Love yourself. Love your self sick. Feed your body good stuff. Take exercise. Find time to do the things you enjoy. Every day. Try to dedicate 20 minutes a day to yourself, doing what you enjoy. Make yourself a cup of tea, put your feet up and read a magazine. Have a relaxing bath. Do some gardening. Go for a walk. Spend time with your pets. 20 minutes a day. It’s not a lot, really.
Do not stress. Yes you can do it. Stress is how we choose to react to the problems in our lives. I went through a period of extended stress before I got sick. I am sure, beyond any doubt, that this stress was a major contributor towards my illness. It’s just not worth it. No matter who does what to you or your family, don’t let it stress you. It will just make matters worse.
Trust your instinct. You know better. If you ever sense that something is wrong, make your doctors rule out your fears with tests, not opinions. Had I done that I would probably not be writing this letter and you would not be here bidding me farewell.
Connect with God. Now. Not when you need a miracle. Have faith. Believe in Him. Believe that even though you might not understand it, the universe is unfolding the way it should. He’s got it under control.

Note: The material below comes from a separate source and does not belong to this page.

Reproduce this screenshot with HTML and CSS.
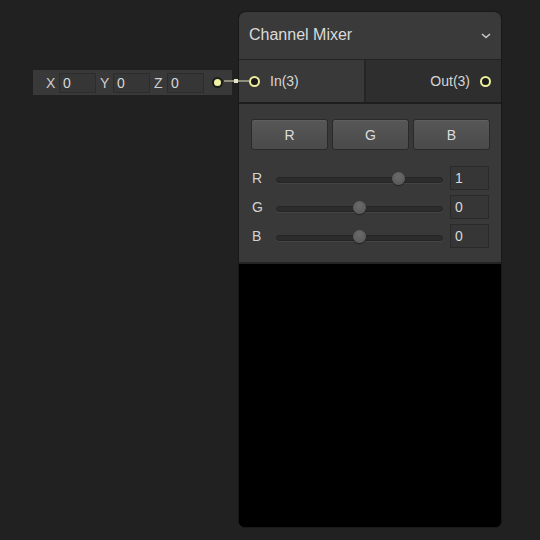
FILE: index.html
```html
<!DOCTYPE html>
<html>
<head>
<meta charset="utf-8">
<link rel="stylesheet" href="styles.css">
</head>
<body>
<div class="canvas">
  <div class="vec">
    <span class="vlabel">X</span><span class="vfield">0</span>
    <span class="vlabel">Y</span><span class="vfield">0</span>
    <span class="vlabel">Z</span><span class="vfield">0</span>
    <span class="vdot"></span>
  </div>
  <div class="node">
    <div class="header">
      <span class="title">Channel Mixer</span>
      <svg class="chev" width="10" height="6" viewBox="0 0 10 6"><path d="M1 1 L5 4.5 L9 1" fill="none" stroke="#c8c8c8" stroke-width="1.6"/></svg>
    </div>
    <div class="ports">
      <div class="port-in"><span class="pcirc"></span><span class="plabel">In(3)</span></div>
      <div class="port-out"><span class="plabel">Out(3)</span><span class="pcirc"></span></div>
    </div>
    <div class="controls">
      <div class="btns">
        <div class="btn">R</div>
        <div class="btn">G</div>
        <div class="btn">B</div>
      </div>
      <div class="srow">
        <span class="slabel">R</span>
        <div class="track"><span class="thumb" style="left: 73.5%"></span></div>
        <div class="num">1</div>
      </div>
      <div class="srow">
        <span class="slabel">G</span>
        <div class="track"><span class="thumb" style="left: 50%"></span></div>
        <div class="num">0</div>
      </div>
      <div class="srow">
        <span class="slabel">B</span>
        <div class="track"><span class="thumb" style="left: 50%"></span></div>
        <div class="num">0</div>
      </div>
    </div>
    <div class="preview"></div>
  </div>
  <div class="wire"><span class="wire-knot"></span></div>
</div>
</body>
</html>
```

FILE: styles.css
```css
html, body {
  margin: 0;
  padding: 0;
  background: #212121;
  width: 540px;
  height: 540px;
  overflow: hidden;
  font-family: "Liberation Sans", Arial, sans-serif;
  color: #d2d2d2;
}
.canvas {
  position: relative;
  width: 540px;
  height: 540px;
}
.vec {
  position: absolute;
  left: 33px;
  top: 70px;
  width: 199px;
  height: 25px;
  background: #393939;
  display: flex;
  align-items: center;
  box-sizing: border-box;
  padding-left: 13px;
  font-size: 14px;
}
.vlabel {
  width: 13px;
  color: #cfcfcf;
}
.vfield {
  width: 37px;
  height: 20px;
  line-height: 19px;
  background: #363636;
  border: 1px solid #2c2c2c;
  padding-left: 3px;
  box-sizing: border-box;
  margin-right: 4px;
  color: #d8d8d8;
}
.vdot {
  width: 7px;
  height: 7px;
  border-radius: 50%;
  background: #f2f2a4;
  box-shadow: 0 0 0 2px #1c1c1c;
  margin-left: 6px;
}
.wire {
  position: absolute;
  left: 224px;
  top: 80px;
  width: 25px;
  height: 2px;
  background: #8c8d7a;
}
.wire-knot {
  position: absolute;
  left: 10px;
  top: -1px;
  width: 4px;
  height: 4px;
  background: #e6e6c8;
}
.node {
  position: absolute;
  left: 238px;
  top: 11px;
  width: 264px;
  height: 517px;
  border: 1px solid #191919;
  border-radius: 7px;
  overflow: hidden;
  box-sizing: border-box;
  background: #000;
  display: flex;
  flex-direction: column;
}
.header {
  height: 48px;
  flex: none;
  background: #3a3a3a;
  display: flex;
  align-items: center;
  padding: 0 10px 1px 10px;
  box-sizing: border-box;
  border-bottom: 1px solid #232323;
}
.title {
  flex: 1;
  font-size: 16px;
  color: #dadada;
}
.chev {
  margin-top: 2px;
}
.ports {
  height: 42px;
  flex: none;
  display: flex;
  border-bottom: 2px solid #1e1e1e;
}
.port-in {
  width: 127px;
  box-sizing: border-box;
  background: #393939;
  display: flex;
  align-items: center;
  padding-left: 10px;
  border-right: 2px solid #252525;
  font-size: 14px;
}
.port-out {
  flex: 1;
  background: #2e2e2e;
  display: flex;
  align-items: center;
  justify-content: flex-end;
  padding-right: 10px;
  font-size: 14px;
}
.pcirc {
  width: 7px;
  height: 7px;
  border-radius: 50%;
  border: 2px solid #eded9b;
  background: #1b1b1b;
}
.port-in .plabel { margin-left: 10px; }
.port-out .plabel { margin-right: 10px; }
.plabel { color: #d6d6d6; }
.controls {
  height: 160px;
  flex: none;
  background: #393939;
  border-bottom: 2px solid #232323;
  padding: 15px 11px 0 12px;
  box-sizing: border-box;
}
.btns {
  display: flex;
  gap: 4px;
  margin-bottom: 16px;
}
.btn {
  flex: 1;
  height: 31px;
  box-sizing: border-box;
  border: 1px solid #2a2a2a;
  border-radius: 3px;
  background: linear-gradient(#575757, #4a4a4a);
  box-shadow: inset 0 1px 0 #606060;
  display: flex;
  align-items: center;
  justify-content: center;
  font-size: 14px;
  color: #dcdcdc;
}
.srow {
  display: flex;
  align-items: center;
  height: 24px;
  margin-bottom: 5px;
}
.slabel {
  width: 25px;
  padding-left: 1px;
  box-sizing: border-box;
  font-size: 14px;
  color: #d2d2d2;
}
.track {
  position: relative;
  width: 165px;
  height: 4px;
  margin-top: 3px;
  background: #2c2c2c;
  border: 1px solid #252525;
  border-radius: 3px;
  box-shadow: 0 1px 0 #454545;
}
.thumb {
  position: absolute;
  top: 50%;
  width: 13px;
  height: 13px;
  margin-left: -6.5px;
  margin-top: -8px;
  border-radius: 50%;
  background: radial-gradient(circle at 50% 35%, #6a6a6a, #555555);
  box-shadow: 0 1px 1px #222;
}
.num {
  margin-left: 7px;
  width: 39px;
  height: 24px;
  box-sizing: border-box;
  background: #363636;
  border: 1px solid #2a2a2a;
  font-size: 14px;
  padding-left: 4px;
  line-height: 22px;
  color: #d8d8d8;
}
.preview {
  flex: 1;
  background: #000;
}
```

Count your blessings. Daily. I found so much more to be grateful for after I got struck with a terminal illness, it’s quite sad really. I always tell my children, life is not about what you have, but how much you appreciate it.
For you parents out there. There is nothing you will do in this life that is more important than bringing up your kids. They are the future, your legacy. Put that phone down. That message can be sent after they go to sleep. Close your laptop. Playing with your child is more important than seeing what rubbish everyone is posting on Facebook today. Enjoy them to the full, give them time, take in their beauty, learn from them, make beautiful memories with them. That is what will matter in the end. Tell them they are wonderful and special and show them that they are loved and valued.
So those are some pearls of wisdom from someone who learnt a lot about life while facing her death.
And now I would like to say some thank yous.
First of all, to all of you for being here. To all of you who have prayed for me, some on a daily basis. I can assure you these prayers were not wasted. They gave me much strength in my darkest moments. For all of you who helped in practical ways, financially and emotionally. To strangers for random acts of kindness.
To all my friends, you know who you are, for the constant flow of home-made food, outings for my children and foot rubs! You made the unbearable bearable and I will be eternally grateful. To my children’s godmothers Essa and Fran. When I chose you, I didn’t know it would come to this but I know now that I could not have made a wiser choice. Thank you girls. I pass on the baton with a happy heart and a peaceful mind.
To my wonderful parents who went through what no parent should go through with courage, strength and dignity. Words will never be enough to express my gratitude but I hope you know that there is nothing you could have done better. Thank you.
My soul mate Marius for enduring endless days and nights of torment, threats of being turned into a dwarf and other similar abuse. You know it was not me speaking because in my eyes you are quite simply perfect and I love you more than Charlie!
And finally my two heros. The reasons I fought so hard and the reason I would not let go. My dearest Sam and Noah. The bravest, strongest, sweetest boys ever. I know it was very very difficult to see mummy go through what she did but you two were amazing and I am so very proud of you.
I will be in your hearts every second of every day. I am with you constantly . But there are also many other people who love you and most of all there is Jesus, your protector. He was working through me to protect you, now he will work through daddy and nannu and nanna and Essa and Fran and all of mummy’s friends who love you so much.
I want you all to leave this church today with a renewed sense of life. Let not a day, an hour, a minute go by without being present and grateful for it.”